The "gronk"... when a gas engine's ignition timing is too far advanced, the fuel will light off so early in the upstroke to TDC that it stops the piston slightly before going past TDC, and will stop the starter in it's tracks. If it's bad enough, one can easily wear out a starter in no time. It sorta goes; "Gronk, tink, gronk, tink, and then when it fires off, varoom!" - LOL - gotta love explaining sounds via writing! You'll hear the starter turn the engine, then a sudden, albeit slight and non-damaging "tink" that is very similar to pre-ignition ping, and the engine will stop turning until the expanding gas from the detonation succumbs to the force of the starter again. Some of us older people probably have experienced similar issues to this first hand (or leg) trying to kick-start a motorcycle... not too fun when it kicks back on you. I've had lawnmowers do this too and near about break my wrist yanking the pull start out of my hand. It typically only exhibits this behavior more when the engine is warm.
I tried to find some examples of this online, but failed. I may have to do a short video next time I take the boat out as an example.

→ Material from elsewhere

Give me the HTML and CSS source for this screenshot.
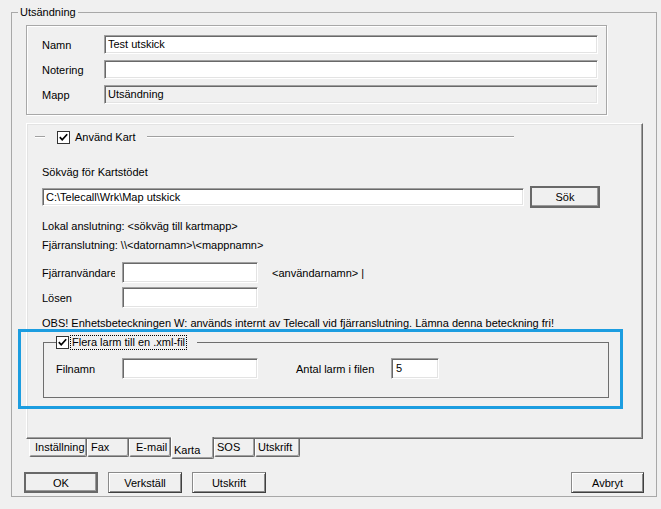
FILE: index.html
```html
<!DOCTYPE html>
<html>
<head>
<meta charset="utf-8">
<link rel="stylesheet" href="styles.css">
</head>
<body>
<fieldset class="outer">
  <legend class="legend">Utsändning</legend>
  <div class="info">
    <div class="frow"><span class="flabel">Namn</span><div class="tb">Test utskick</div></div>
    <div class="frow"><span class="flabel">Notering</span><div class="tb"></div></div>
    <div class="frow"><span class="flabel">Mapp</span><div class="tb ro">Utsändning</div></div>
  </div>
  <div class="panel">
    <div class="hdr">
      <span class="etch short"></span>
      <span class="cb"><svg width="11" height="11" viewBox="0 0 11 11"><polyline points="1.8,5.2 4.2,7.8 9.2,2.2" fill="none" stroke="#000" stroke-width="1.7"/></svg></span>
      <span class="hdr-text">Använd Kart</span>
      <span class="etch long"></span>
    </div>
    <div class="txt t1">Sökväg för Kartstödet</div>
    <div class="pathrow">
      <div class="tb path">C:\Telecall\Wrk\Map utskick</div>
      <div class="btn strong sok">Sök</div>
    </div>
    <div class="txt t2">Lokal anslutning: &lt;sökväg till kartmapp&gt;</div>
    <div class="txt t3">Fjärranslutning: \\&lt;datornamn&gt;\&lt;mappnamn&gt;</div>
    <div class="urow">
      <span class="ulabel">Fjärranvändare</span>
      <div class="tb w136"></div>
      <span class="hint">&lt;användarnamn&gt; |</span>
    </div>
    <div class="urow r2">
      <span class="ulabel">Lösen</span>
      <div class="tb w136"></div>
    </div>
    <div class="txt t4">OBS! Enhetsbeteckningen W: används internt av Telecall vid fjärranslutning. Lämna denna beteckning fri!</div>
    <fieldset class="xml">
      <legend class="xlegend"><span class="lg">
        <span class="cb"><svg width="11" height="11" viewBox="0 0 11 11"><polyline points="1.8,5.2 4.2,7.8 9.2,2.2" fill="none" stroke="#000" stroke-width="1.7"/></svg></span>
        <span class="focus">Flera larm till en .xml-fil</span>
      </span></legend>
      <div class="xrow">
        <span class="xlabel">Filnamn</span>
        <div class="tb w136"></div>
        <span class="alabel">Antal larm i filen</span>
        <div class="tb w48 num">5</div>
      </div>
    </fieldset>
  </div>
  <div class="tabs">
    <div class="tab t-inst">Inställning</div>
    <div class="tab t-fax">Fax</div>
    <div class="tab t-mail">E-mail</div>
    <div class="tab sel t-karta">Karta</div>
    <div class="tab t-sos">SOS</div>
    <div class="tab t-utsk">Utskrift</div>
  </div>
  <div class="buttons">
    <div class="btn strong">OK</div>
    <div class="btn gap">Verkställ</div>
    <div class="btn gap">Utskrift</div>
    <div class="btn push">Avbryt</div>
  </div>
</fieldset>
<div class="highlight"></div>
</body>
</html>
```
FILE: styles.css
```css
* { box-sizing: border-box; }
html, body { margin: 0; padding: 0; }
body {
  width: 661px;
  height: 509px;
  background: #f0f0f0;
  font-family: "Liberation Sans", Arial, sans-serif;
  font-size: 11px;
  color: #000;
  position: relative;
  overflow: hidden;
}
.outer {
  margin: 5px 4px 0 11px;
  padding: 0 0 3px 0;
  border: 1px solid #a8a8a8;
  min-width: 0;
}
.legend {
  padding: 0 2px;
  margin-left: 6px;
  line-height: 14px;
}
.info {
  margin: 6px 49px 0 14px;
  height: 90px;
  border: 1px solid #a8a8a8;
  box-shadow: inset 1px 1px 0 #fff, 1px 1px 0 #fff;
  padding: 9px 8px 0 15px;
  display: flex;
  flex-direction: column;
  gap: 6px;
}
.frow { display: flex; align-items: center; height: 19px; }
.flabel { width: 62px; white-space: nowrap; }
.tb {
  flex: 1;
  height: 19px;
  background: #fff;
  border: 1px solid;
  border-color: #a0a0a0 #fff #fff #a0a0a0;
  box-shadow: inset 1px 1px 0 #696969, inset -1px -1px 0 #e3e3e3;
  padding: 0 3px;
  line-height: 17px;
  white-space: nowrap;
  overflow: hidden;
}
.tb.ro { background: #f0f0f0; }
.panel {
  margin: 8px 0 0 14px;
  width: 617px;
  height: 316px;
  border: 1px solid;
  border-color: #fff #696969 #696969 #fff;
  box-shadow: inset -1px -1px 0 #a0a0a0, inset 1px 1px 0 #e3e3e3;
  padding: 0 0 0 15px;
}
.hdr {
  display: flex;
  align-items: center;
  height: 14px;
  margin: 6px 0 0 -7px;
}
.etch {
  height: 2px;
  border-top: 1px solid #a0a0a0;
  border-bottom: 1px solid #fff;
  flex: none;
}
.etch.short { width: 10px; margin-right: 12px; }
.etch.long { width: 367px; margin-left: 11px; }
.cb {
  width: 13px;
  height: 13px;
  border: 1px solid #333;
  background: #fff;
  display: inline-flex;
  flex: none;
}
.cb svg { display: block; }
.hdr-text { margin-left: 5px; white-space: nowrap; }
.txt { line-height: 14px; white-space: nowrap; }
.t1 { margin-top: 21px; }
.pathrow {
  display: flex;
  align-items: center;
  margin-top: 7px;
  height: 22px;
}
.tb.path { flex: none; width: 482px; height: 18px; line-height: 16px; }
.btn {
  width: 74px;
  height: 21px;
  display: flex;
  align-items: center;
  justify-content: center;
  background: #f0f0f0;
  border: 1px solid;
  border-color: #8a8a8a #404040 #404040 #8a8a8a;
  box-shadow: inset 1px 1px 0 #fff, inset -1px -1px 0 #8a8a8a;
  flex: none;
}
.btn.strong {
  border: 2px solid #696969;
  box-shadow: inset -1px -1px 0 #9a9a9a;
}
.sok { width: 70px; height: 22px; margin-left: 6px; }
.t2 { margin-top: 11px; }
.t3 { margin-top: 5px; }
.urow {
  display: flex;
  align-items: center;
  margin-top: 10px;
  height: 21px;
}
.urow.r2 { margin-top: 4px; }
.ulabel { width: 73px; margin-right: 7px; overflow: hidden; white-space: nowrap; flex: none; }
.tb.w136 { flex: none; width: 136px; height: 21px; }
.hint { margin-left: 14px; white-space: nowrap; }
.t4 { margin-top: 8px; }
.xml {
  margin: 5px 33px 0 1px;
  padding: 9px 0 18px 0;
  border: 1px solid #6e6e6e;
  min-width: 0;
}
.xlegend {
  padding: 0;
  margin-left: 12px;
  width: 141px;
  height: 14px;
  line-height: 14px;
}
.lg { display: flex; align-items: center; height: 14px; }
.focus {
  margin-left: 2px;
  outline: 1px dotted #000;
  padding: 0 1px;
  line-height: 13px;
  white-space: nowrap;
}
.xrow {
  display: flex;
  align-items: center;
  height: 21px;
  padding-left: 12px;
}
.xlabel { width: 66px; flex: none; }
.alabel { margin-left: 38px; width: 95px; flex: none; white-space: nowrap; }
.tb.w48 { flex: none; width: 48px; height: 21px; }
.tb.num { padding-left: 4px; line-height: 19px; }
.tabs {
  display: flex;
  align-items: flex-start;
  margin-left: 17px;
  height: 20px;
}
.tab {
  height: 18px;
  border-left: 1px solid #fff;
  border-right: 1px solid #696969;
  border-bottom: 1px solid #696969;
  box-shadow: inset -1px -1px 0 #a0a0a0;
  border-radius: 0 0 2px 2px;
  line-height: 16px;
  white-space: nowrap;
  flex: none;
}
.tab.sel {
  margin-top: -2px;
  height: 22px;
  background: #f0f0f0;
  padding-top: 5px;
}
.t-inst { width: 58px; padding-left: 5px; }
.t-fax { width: 42px; padding-left: 3px; }
.t-mail { width: 42px; padding-left: 6px; }
.t-karta { width: 43px; padding-left: 2px; }
.t-sos { width: 41px; padding-left: 2px; }
.t-utsk { width: 45px; padding-left: 2px; }
.buttons {
  display: flex;
  margin: 13px 12px 0 12px;
  height: 21px;
}
.btn.gap { margin-left: 10px; }
.btn.push { margin-left: auto; width: 73px; }
.highlight {
  position: absolute;
  left: 18px;
  top: 329px;
  width: 605px;
  height: 80px;
  border: 3px solid #1c9de0;
}
```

I'm not entirely sure if the ECM in our boats utilize a knock sensor. I'd like to get my hands on some info for the ECMs in these engines and play with it. When I started tuning the Corvette I had, nobody had any ECM definitions for that model ECM. The locations, parameters, and information for much of the calibration ROM was unknown. I took a "dead" ECM, extracted the program ROM from it, ran it though a disassembler, then from that was able to reverse-engineer the ECM program enough to get the information to discover where all the important calibration data tables were mapped in the calibration ROM. It is not a fun process, but it was needed since there was no publicly available information on that particular ECM. I would do this on the Mercruiser 555 ECM that's in most of the Mercruiser EFI/MPI engines out there. It would make it easy to change fuel schedules, etc. for modifying our engines with bigger power adders. It would be easier if they had a removable UVEPROM, but I think they are electronically erased and programmed via the diagnostic port. That rules out me being able to remove the cal ROM and copy it with my EPROM burner. Grr.